- _What the task requires_: Report every line in the listing below where the string "with" shows up.

- _Provided entries_:
— start —
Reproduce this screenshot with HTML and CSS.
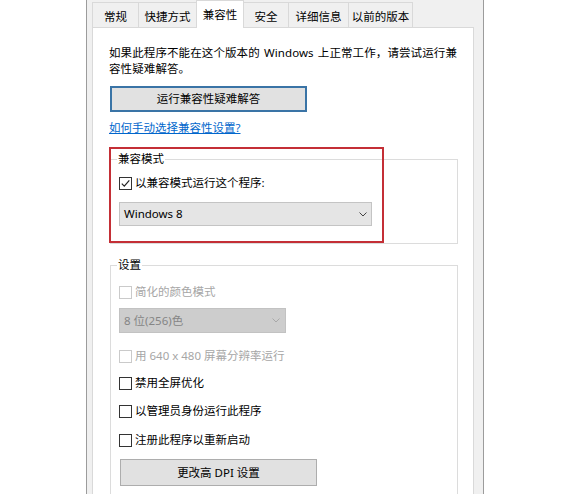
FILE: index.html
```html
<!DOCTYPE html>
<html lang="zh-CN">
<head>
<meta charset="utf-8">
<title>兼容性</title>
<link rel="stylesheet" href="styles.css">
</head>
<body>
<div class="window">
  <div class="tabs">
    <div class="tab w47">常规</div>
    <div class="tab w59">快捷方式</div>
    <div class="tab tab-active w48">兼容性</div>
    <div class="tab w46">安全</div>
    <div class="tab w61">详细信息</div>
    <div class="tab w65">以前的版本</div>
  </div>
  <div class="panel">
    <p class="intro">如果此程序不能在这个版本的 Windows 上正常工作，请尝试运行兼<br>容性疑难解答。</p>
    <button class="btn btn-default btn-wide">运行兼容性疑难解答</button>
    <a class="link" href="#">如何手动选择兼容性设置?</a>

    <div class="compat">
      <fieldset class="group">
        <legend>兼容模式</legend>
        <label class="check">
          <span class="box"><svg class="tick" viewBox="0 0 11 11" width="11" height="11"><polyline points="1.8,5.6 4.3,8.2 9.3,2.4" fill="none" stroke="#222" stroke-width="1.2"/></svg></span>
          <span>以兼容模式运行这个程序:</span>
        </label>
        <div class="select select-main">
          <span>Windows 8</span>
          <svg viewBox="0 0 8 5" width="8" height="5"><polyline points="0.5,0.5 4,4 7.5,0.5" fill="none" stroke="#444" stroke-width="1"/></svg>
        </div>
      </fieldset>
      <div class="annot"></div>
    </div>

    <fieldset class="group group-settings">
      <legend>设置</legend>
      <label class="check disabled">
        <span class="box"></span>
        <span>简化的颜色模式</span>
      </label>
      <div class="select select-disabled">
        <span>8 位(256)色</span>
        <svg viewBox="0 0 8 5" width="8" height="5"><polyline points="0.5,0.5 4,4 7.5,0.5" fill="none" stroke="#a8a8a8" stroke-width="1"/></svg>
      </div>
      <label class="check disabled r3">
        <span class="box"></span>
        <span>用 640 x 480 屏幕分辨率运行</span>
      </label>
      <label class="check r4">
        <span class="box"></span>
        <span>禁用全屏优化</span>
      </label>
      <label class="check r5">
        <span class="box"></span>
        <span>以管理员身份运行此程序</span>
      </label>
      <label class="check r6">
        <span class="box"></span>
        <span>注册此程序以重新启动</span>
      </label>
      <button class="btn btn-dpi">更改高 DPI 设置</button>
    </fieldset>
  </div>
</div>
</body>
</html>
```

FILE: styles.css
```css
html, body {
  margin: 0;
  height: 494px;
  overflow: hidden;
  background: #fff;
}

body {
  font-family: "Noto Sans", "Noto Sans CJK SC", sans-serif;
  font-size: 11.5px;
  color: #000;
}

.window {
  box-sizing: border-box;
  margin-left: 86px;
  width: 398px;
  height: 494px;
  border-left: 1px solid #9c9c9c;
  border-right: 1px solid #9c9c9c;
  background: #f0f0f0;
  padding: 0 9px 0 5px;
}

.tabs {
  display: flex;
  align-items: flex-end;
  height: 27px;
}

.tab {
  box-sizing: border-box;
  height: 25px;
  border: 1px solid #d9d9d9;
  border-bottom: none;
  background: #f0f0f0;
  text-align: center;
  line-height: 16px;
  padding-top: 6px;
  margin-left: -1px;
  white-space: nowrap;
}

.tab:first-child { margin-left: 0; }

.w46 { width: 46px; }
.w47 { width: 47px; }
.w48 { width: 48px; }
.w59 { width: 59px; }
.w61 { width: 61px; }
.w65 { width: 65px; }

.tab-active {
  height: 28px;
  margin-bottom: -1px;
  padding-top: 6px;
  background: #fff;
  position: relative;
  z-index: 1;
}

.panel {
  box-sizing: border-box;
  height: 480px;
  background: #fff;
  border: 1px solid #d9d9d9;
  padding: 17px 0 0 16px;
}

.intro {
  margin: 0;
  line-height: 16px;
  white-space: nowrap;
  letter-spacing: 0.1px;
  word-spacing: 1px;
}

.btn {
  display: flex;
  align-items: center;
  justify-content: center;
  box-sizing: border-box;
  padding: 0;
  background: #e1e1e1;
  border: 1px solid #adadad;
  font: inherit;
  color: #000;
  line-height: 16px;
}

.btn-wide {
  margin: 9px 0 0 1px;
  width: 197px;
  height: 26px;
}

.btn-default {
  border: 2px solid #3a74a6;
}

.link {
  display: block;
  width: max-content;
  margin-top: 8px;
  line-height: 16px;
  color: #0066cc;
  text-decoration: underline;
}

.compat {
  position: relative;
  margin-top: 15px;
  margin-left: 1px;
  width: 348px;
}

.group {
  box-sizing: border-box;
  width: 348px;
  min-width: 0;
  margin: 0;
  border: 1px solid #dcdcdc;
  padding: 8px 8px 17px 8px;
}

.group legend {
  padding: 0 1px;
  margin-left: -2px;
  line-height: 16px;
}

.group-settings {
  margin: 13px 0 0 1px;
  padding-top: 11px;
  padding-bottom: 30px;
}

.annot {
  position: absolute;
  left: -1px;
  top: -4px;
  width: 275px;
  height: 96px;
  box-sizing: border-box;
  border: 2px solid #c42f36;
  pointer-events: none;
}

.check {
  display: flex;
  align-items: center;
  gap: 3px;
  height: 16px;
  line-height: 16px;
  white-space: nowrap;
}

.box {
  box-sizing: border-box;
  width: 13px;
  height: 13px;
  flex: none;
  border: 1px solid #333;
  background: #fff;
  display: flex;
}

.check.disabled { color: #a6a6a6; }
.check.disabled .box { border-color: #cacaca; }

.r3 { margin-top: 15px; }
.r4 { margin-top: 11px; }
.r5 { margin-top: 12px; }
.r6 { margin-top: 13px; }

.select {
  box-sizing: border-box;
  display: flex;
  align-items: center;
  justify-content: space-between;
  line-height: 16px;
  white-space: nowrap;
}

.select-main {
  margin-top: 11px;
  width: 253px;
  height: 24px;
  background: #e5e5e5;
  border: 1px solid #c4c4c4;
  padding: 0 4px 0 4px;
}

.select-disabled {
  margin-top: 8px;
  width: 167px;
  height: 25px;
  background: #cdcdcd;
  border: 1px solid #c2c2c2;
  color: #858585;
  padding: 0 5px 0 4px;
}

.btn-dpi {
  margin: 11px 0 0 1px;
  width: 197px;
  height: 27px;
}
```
— end —
— start —
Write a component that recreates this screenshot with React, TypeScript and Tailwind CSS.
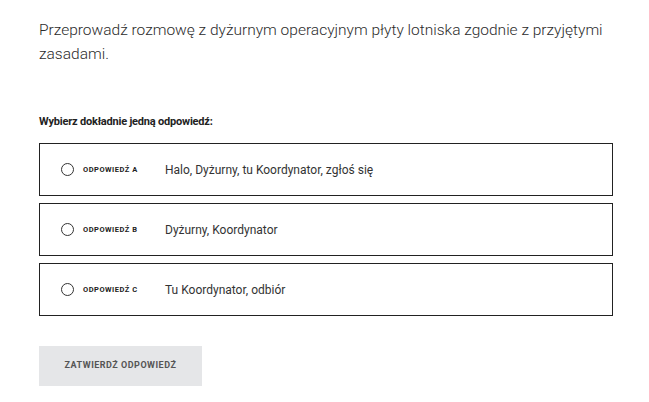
— end —
- _Task solution_:
Reproduce this screenshot with HTML and CSS.
Write a component that recreates this screenshot with React, TypeScript and Tailwind CSS.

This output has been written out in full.